• TASK PROMPT: Return all the data below as it stands, minus the pictures.

• DATA SEGMENT:
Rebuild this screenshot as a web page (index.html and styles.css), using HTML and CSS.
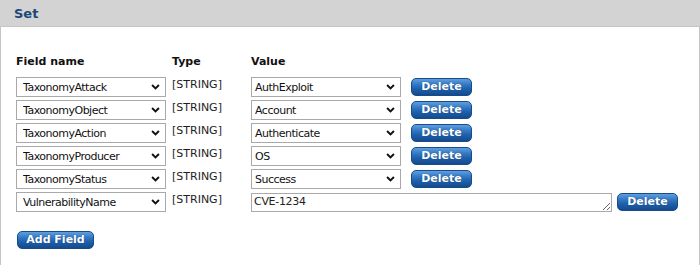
FILE: index.html
```html
<!DOCTYPE html>
<html>
<head>
<meta charset="utf-8">
<link rel="stylesheet" href="styles.css">
</head>
<body>
<div class="panel">
  <div class="panel-head">Set</div>
  <div class="panel-body">
    <div class="grid">
      <div class="th">Field name</div><div class="th">Type</div><div class="th">Value</div>

      <div class="sel"><select><option>TaxonomyAttack</option></select><svg class="chev" viewBox="0 0 10 7"><path d="M1 1.2 L5 5.2 L9 1.2" /></svg></div>
      <div class="type">[STRING]</div>
      <div class="val"><div class="sel"><select><option>AuthExploit</option></select><svg class="chev" viewBox="0 0 10 7"><path d="M1 1.2 L5 5.2 L9 1.2" /></svg></div><button class="btn del">Delete</button></div>

      <div class="sel"><select><option>TaxonomyObject</option></select><svg class="chev" viewBox="0 0 10 7"><path d="M1 1.2 L5 5.2 L9 1.2" /></svg></div>
      <div class="type">[STRING]</div>
      <div class="val"><div class="sel"><select><option>Account</option></select><svg class="chev" viewBox="0 0 10 7"><path d="M1 1.2 L5 5.2 L9 1.2" /></svg></div><button class="btn del">Delete</button></div>

      <div class="sel"><select><option>TaxonomyAction</option></select><svg class="chev" viewBox="0 0 10 7"><path d="M1 1.2 L5 5.2 L9 1.2" /></svg></div>
      <div class="type">[STRING]</div>
      <div class="val"><div class="sel"><select><option>Authenticate</option></select><svg class="chev" viewBox="0 0 10 7"><path d="M1 1.2 L5 5.2 L9 1.2" /></svg></div><button class="btn del">Delete</button></div>

      <div class="sel"><select><option>TaxonomyProducer</option></select><svg class="chev" viewBox="0 0 10 7"><path d="M1 1.2 L5 5.2 L9 1.2" /></svg></div>
      <div class="type">[STRING]</div>
      <div class="val"><div class="sel"><select><option>OS</option></select><svg class="chev" viewBox="0 0 10 7"><path d="M1 1.2 L5 5.2 L9 1.2" /></svg></div><button class="btn del">Delete</button></div>

      <div class="sel"><select><option>TaxonomyStatus</option></select><svg class="chev" viewBox="0 0 10 7"><path d="M1 1.2 L5 5.2 L9 1.2" /></svg></div>
      <div class="type">[STRING]</div>
      <div class="val"><div class="sel"><select><option>Success</option></select><svg class="chev" viewBox="0 0 10 7"><path d="M1 1.2 L5 5.2 L9 1.2" /></svg></div><button class="btn del">Delete</button></div>

      <div class="sel"><select><option>VulnerabilityName</option></select><svg class="chev" viewBox="0 0 10 7"><path d="M1 1.2 L5 5.2 L9 1.2" /></svg></div>
      <div class="type">[STRING]</div>
      <div class="val"><textarea class="ta">CVE-1234</textarea><button class="btn del2">Delete</button></div>
    </div>
    <button class="btn add">Add Field</button>
  </div>
</div>
</body>
</html>
```

FILE: styles.css
```css
html, body {
  margin: 0;
  padding: 0;
  background: #fff;
  font-family: "DejaVu Sans", Verdana, sans-serif;
  font-size: 11px;
  color: #222;
}
.panel {
  width: 700px;
}
.panel-head {
  background: #d3d3d3;
  border-bottom: 1px solid #c4c4c4;
  box-sizing: border-box;
  height: 27px;
  padding: 6px 0 0 14px;
  font-size: 13px;
  font-weight: bold;
  color: #1d4779;
}
.panel-body {
  border-left: 1px solid #c6c6c6;
  border-right: 1px solid #c6c6c6;
  padding: 28px 0 17px 15px;
  height: 238px;
  box-sizing: border-box;
}
.grid {
  display: grid;
  grid-template-columns: 156px 79px auto;
  row-gap: 3px;
  align-items: start;
}
.th {
  font-weight: bold;
  font-size: 11px;
  color: #111;
  line-height: 14px;
  margin-bottom: 5px;
}
.sel {
  position: relative;
  width: 150px;
  height: 20px;
}
.sel select {
  appearance: none;
  -webkit-appearance: none;
  width: 150px;
  height: 20px;
  box-sizing: border-box;
  border: 1px solid #a9a9a9;
  border-radius: 0;
  background: #fff;
  font-family: "DejaVu Sans", Verdana, sans-serif;
  font-size: 11px;
  letter-spacing: -0.5px;
  color: #111;
  padding: 0 0 0 6px;
  margin: 0;
  outline: none;
}
.val .sel select {
  padding-left: 3px;
}
.chev {
  position: absolute;
  right: 6px;
  top: 7px;
  width: 9px;
  height: 6px;
  fill: none;
  stroke: #111;
  stroke-width: 2.2;
  pointer-events: none;
}
.type {
  line-height: 14px;
  padding-top: 1px;
  color: #1e1e1e;
}
.val {
  display: flex;
  align-items: center;
  height: 20px;
}
.btn {
  font-family: "DejaVu Sans", Verdana, sans-serif;
  font-weight: bold;
  font-size: 11px;
  color: #fff;
  height: 18px;
  box-sizing: border-box;
  border: 1px solid #184b89;
  border-radius: 5px;
  background: linear-gradient(#5f9fe0 0%, #3378c4 35%, #1f61ad 60%, #154a8c 100%);
  padding: 0;
  line-height: 16px;
  text-shadow: 0 0 1px #0c3466;
  cursor: pointer;
}
.del {
  width: 61px;
  margin-left: 10px;
}
.ta {
  width: 361px;
  height: 19px;
  box-sizing: border-box;
  border: 1px solid #a9a9a9;
  font-family: "DejaVu Sans", Verdana, sans-serif;
  font-size: 11px;
  letter-spacing: -0.3px;
  color: #222;
  padding: 1px 2px;
  margin: 0;
  line-height: 14px;
  overflow: hidden;
}
.del2 {
  width: 61px;
  margin-left: 5px;
}
.add {
  margin-top: 19px;
  margin-left: 1px;
  width: 77px;
}
```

• CORRECT ANSWER:
Rebuild this screenshot as a web page (index.html and styles.css), using HTML and CSS.
FILE: index.html
```html
<!DOCTYPE html>
<html>
<head>
<meta charset="utf-8">
<link rel="stylesheet" href="styles.css">
</head>
<body>
<div class="panel">
  <div class="panel-head">Set</div>
  <div class="panel-body">
    <div class="grid">
      <div class="th">Field name</div><div class="th">Type</div><div class="th">Value</div>

      <div class="sel"><select><option>TaxonomyAttack</option></select><svg class="chev" viewBox="0 0 10 7"><path d="M1 1.2 L5 5.2 L9 1.2" /></svg></div>
      <div class="type">[STRING]</div>
      <div class="val"><div class="sel"><select><option>AuthExploit</option></select><svg class="chev" viewBox="0 0 10 7"><path d="M1 1.2 L5 5.2 L9 1.2" /></svg></div><button class="btn del">Delete</button></div>

      <div class="sel"><select><option>TaxonomyObject</option></select><svg class="chev" viewBox="0 0 10 7"><path d="M1 1.2 L5 5.2 L9 1.2" /></svg></div>
      <div class="type">[STRING]</div>
      <div class="val"><div class="sel"><select><option>Account</option></select><svg class="chev" viewBox="0 0 10 7"><path d="M1 1.2 L5 5.2 L9 1.2" /></svg></div><button class="btn del">Delete</button></div>

      <div class="sel"><select><option>TaxonomyAction</option></select><svg class="chev" viewBox="0 0 10 7"><path d="M1 1.2 L5 5.2 L9 1.2" /></svg></div>
      <div class="type">[STRING]</div>
      <div class="val"><div class="sel"><select><option>Authenticate</option></select><svg class="chev" viewBox="0 0 10 7"><path d="M1 1.2 L5 5.2 L9 1.2" /></svg></div><button class="btn del">Delete</button></div>

      <div class="sel"><select><option>TaxonomyProducer</option></select><svg class="chev" viewBox="0 0 10 7"><path d="M1 1.2 L5 5.2 L9 1.2" /></svg></div>
      <div class="type">[STRING]</div>
      <div class="val"><div class="sel"><select><option>OS</option></select><svg class="chev" viewBox="0 0 10 7"><path d="M1 1.2 L5 5.2 L9 1.2" /></svg></div><button class="btn del">Delete</button></div>

      <div class="sel"><select><option>TaxonomyStatus</option></select><svg class="chev" viewBox="0 0 10 7"><path d="M1 1.2 L5 5.2 L9 1.2" /></svg></div>
      <div class="type">[STRING]</div>
      <div class="val"><div class="sel"><select><option>Success</option></select><svg class="chev" viewBox="0 0 10 7"><path d="M1 1.2 L5 5.2 L9 1.2" /></svg></div><button class="btn del">Delete</button></div>

      <div class="sel"><select><option>VulnerabilityName</option></select><svg class="chev" viewBox="0 0 10 7"><path d="M1 1.2 L5 5.2 L9 1.2" /></svg></div>
      <div class="type">[STRING]</div>
      <div class="val"><textarea class="ta">CVE-1234</textarea><button class="btn del2">Delete</button></div>
    </div>
    <button class="btn add">Add Field</button>
  </div>
</div>
</body>
</html>
```

FILE: styles.css
```css
html, body {
  margin: 0;
  padding: 0;
  background: #fff;
  font-family: "DejaVu Sans", Verdana, sans-serif;
  font-size: 11px;
  color: #222;
}
.panel {
  width: 700px;
}
.panel-head {
  background: #d3d3d3;
  border-bottom: 1px solid #c4c4c4;
  box-sizing: border-box;
  height: 27px;
  padding: 6px 0 0 14px;
  font-size: 13px;
  font-weight: bold;
  color: #1d4779;
}
.panel-body {
  border-left: 1px solid #c6c6c6;
  border-right: 1px solid #c6c6c6;
  padding: 28px 0 17px 15px;
  height: 238px;
  box-sizing: border-box;
}
.grid {
  display: grid;
  grid-template-columns: 156px 79px auto;
  row-gap: 3px;
  align-items: start;
}
.th {
  font-weight: bold;
  font-size: 11px;
  color: #111;
  line-height: 14px;
  margin-bottom: 5px;
}
.sel {
  position: relative;
  width: 150px;
  height: 20px;
}
.sel select {
  appearance: none;
  -webkit-appearance: none;
  width: 150px;
  height: 20px;
  box-sizing: border-box;
  border: 1px solid #a9a9a9;
  border-radius: 0;
  background: #fff;
  font-family: "DejaVu Sans", Verdana, sans-serif;
  font-size: 11px;
  letter-spacing: -0.5px;
  color: #111;
  padding: 0 0 0 6px;
  margin: 0;
  outline: none;
}
.val .sel select {
  padding-left: 3px;
}
.chev {
  position: absolute;
  right: 6px;
  top: 7px;
  width: 9px;
  height: 6px;
  fill: none;
  stroke: #111;
  stroke-width: 2.2;
  pointer-events: none;
}
.type {
  line-height: 14px;
  padding-top: 1px;
  color: #1e1e1e;
}
.val {
  display: flex;
  align-items: center;
  height: 20px;
}
.btn {
  font-family: "DejaVu Sans", Verdana, sans-serif;
  font-weight: bold;
  font-size: 11px;
  color: #fff;
  height: 18px;
  box-sizing: border-box;
  border: 1px solid #184b89;
  border-radius: 5px;
  background: linear-gradient(#5f9fe0 0%, #3378c4 35%, #1f61ad 60%, #154a8c 100%);
  padding: 0;
  line-height: 16px;
  text-shadow: 0 0 1px #0c3466;
  cursor: pointer;
}
.del {
  width: 61px;
  margin-left: 10px;
}
.ta {
  width: 361px;
  height: 19px;
  box-sizing: border-box;
  border: 1px solid #a9a9a9;
  font-family: "DejaVu Sans", Verdana, sans-serif;
  font-size: 11px;
  letter-spacing: -0.3px;
  color: #222;
  padding: 1px 2px;
  margin: 0;
  line-height: 14px;
  overflow: hidden;
}
.del2 {
  width: 61px;
  margin-left: 5px;
}
.add {
  margin-top: 19px;
  margin-left: 1px;
  width: 77px;
}
```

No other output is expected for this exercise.